Journalists Lau Hon Meng from Singapore and Mok Choy Lin from Malaysia and their Burmese fixer Aung Naing Soe, have been held in jail since 27 October 2017 in the capital Naypyitaw, along with their driver Hla Tin. They were found to be in violation of the 1934 Aircraft Law.
The incident further demonstrates the deteriorating state of free expression and press freedom in the country.
The Southeast Asian Press Alliance (SEAPA) condemns the sentencing as “disproportionately harsh” and “arbitrary,” noting the unprecedented use of archaic laws to justify the detention and prosecution of the journalists.
The arrests were made as the group were preparing to fly the camera drone. The four had been held under remand for their acts.
“The sentencing of the four is disproportionately harsh, especially as the charges were not made clear at the time of their arrest,” says SEAPA executive director Edgardo Legaspi noting that there were no notices prohibiting the use of drones in place around the area.
Even if such prohibitions existed, the logical action would have been just to stop the group from flying their drone or even confiscating it, if warranted. But there is no reason to detain them, Legaspi emphasized.
SEAPA noted that the TRT World, the Turkish national broadcaster that employed the arrested journalists, said in a statement that the government was informed about the assignment, including filming plans using a drone. Both Lau Hon Meng and Mok Choy Lin had valid journalist visas granted on 21 October 2017.

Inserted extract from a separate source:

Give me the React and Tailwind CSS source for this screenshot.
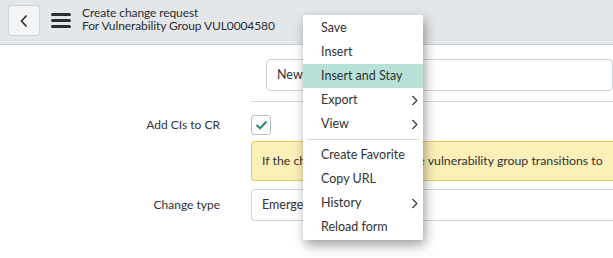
import React from "react";

const menu = [
  { label: "Save" },
  { label: "Insert" },
  { label: "Insert and Stay", active: true },
  { label: "Export", sub: true },
  { label: "View", sub: true },
  { sep: true },
  { label: "Create Favorite" },
  { label: "Copy URL" },
  { label: "History", sub: true },
  { label: "Reload form" },
];

function Chevron({ className }) {
  return (
    <svg width="7" height="11" viewBox="0 0 7 11" className={className}>
      <path d="M1.5 1 L5.8 5.5 L1.5 10" fill="none" stroke="#3b3f42" strokeWidth="1.3" />
    </svg>
  );
}

function ContextMenu() {
  return (
    <div className="absolute left-[303px] top-[15px] w-[120px] bg-white rounded-[2px] py-px shadow-[2px_5px_12px_rgba(0,0,0,0.38)] text-[12.5px] text-[#2f3236]">
      {menu.map((m, i) =>
        m.sep ? (
          <div key={i} className="mx-[4px] my-[3px] h-px bg-[#d6d8da]" />
        ) : (
          <div
            key={i}
            className={`h-6 flex items-center justify-between pl-[18px] pr-[5px] ${
              m.active ? "bg-[#b8e1d7]" : ""
            }`}
          >
            <span>{m.label}</span>
            {m.sub && <Chevron />}
          </div>
        )
      )}
    </div>
  );
}

export default function App() {
  return (
    <div
      className="relative w-[613px] h-[258px] overflow-hidden bg-white text-[#2f3236]"
      style={{ fontFamily: "Lato, 'Open Sans', sans-serif" }}
    >
      <div className="h-[45px] bg-[#e4e7ea] border-b border-[#c9ccd0] flex items-start">
        <button className="mt-[5px] ml-[8px] w-[32px] h-[31px] rounded-[3px] border border-[#cfd3d6] bg-[#f3f4f5] flex items-center justify-center">
          <svg width="10" height="14" viewBox="0 0 10 14">
            <path d="M7.5 1.5 L2.5 7 L7.5 12.5" fill="none" stroke="#2b2e31" strokeWidth="1.6" />
          </svg>
        </button>
        <div className="ml-[11px] mt-[13px] flex flex-col gap-[3px]">
          <div className="w-[20px] h-[3px] bg-[#2b2e31] rounded-sm" />
          <div className="w-[20px] h-[3px] bg-[#2b2e31] rounded-sm" />
          <div className="w-[20px] h-[3px] bg-[#2b2e31] rounded-sm" />
        </div>
        <div className="ml-[11px] mt-[6px] text-[12px] leading-[13px] tracking-[-0.1px] text-[#2b2e31]">
          <div>Create change request</div>
          <div>For Vulnerability Group VUL0004580</div>
        </div>
      </div>

      <div className="flex flex-col">
        <div className="ml-[251px] pt-[14px] pb-[10px] border-b border-[#d3d5d8]">
          <div className="ml-[15px] h-[32px] rounded-[4px] border border-[#cfd2d5] flex items-center px-[10px] text-[12.5px]">
            New
          </div>
        </div>

        <div className="flex items-center mt-[13px] h-[20px]">
          <div className="w-[220px] text-right text-[12px]">Add CIs to CR</div>
          <div className="ml-[31px] w-[20px] h-[20px] rounded-[3px] border border-[#b9bdc1] bg-white flex items-center justify-center">
            <svg width="13" height="10" viewBox="0 0 13 10">
              <path d="M1.5 5 L5 8.3 L11.5 1.5" fill="none" stroke="#2b8a75" strokeWidth="2" />
            </svg>
          </div>
        </div>

        <div className="ml-[251px] mt-[6px] h-[40px] rounded-l-[4px] border border-r-0 border-[#e3d05a] bg-[#fcf0b9] flex items-center pl-[10px] text-[12.3px] whitespace-nowrap overflow-hidden">
          If the change is closed and the vulnerability group transitions to
        </div>

        <div className="flex items-center mt-[8px]">
          <div className="w-[220px] text-right text-[12px]">Change type</div>
          <div className="ml-[31px] flex-1 h-[32px] rounded-l-[4px] border border-r-0 border-[#cfd2d5] flex items-center pl-[10px] text-[12.5px]">
            Emergency
          </div>
        </div>
      </div>

      <ContextMenu />
    </div>
  );
}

After the arrest police also conducted a search of the home of Aung Naing Soe, who also works as a local journalist, confiscating his computer and memory sticks.
A trial on 16 November 2017 would determine if the group would also be held liable under the Section 8 of the Import Export law for “illegally” bringing in the drone.
“It is puzzling why Myanmar authorities had to use these two laws against the journalists to justify their arbitrary arrest,” said Legaspi.
The charges puts in place new restrictions for journalists working on assignment in Myanmar, as drones are now widely used in reporting, SEAPA said.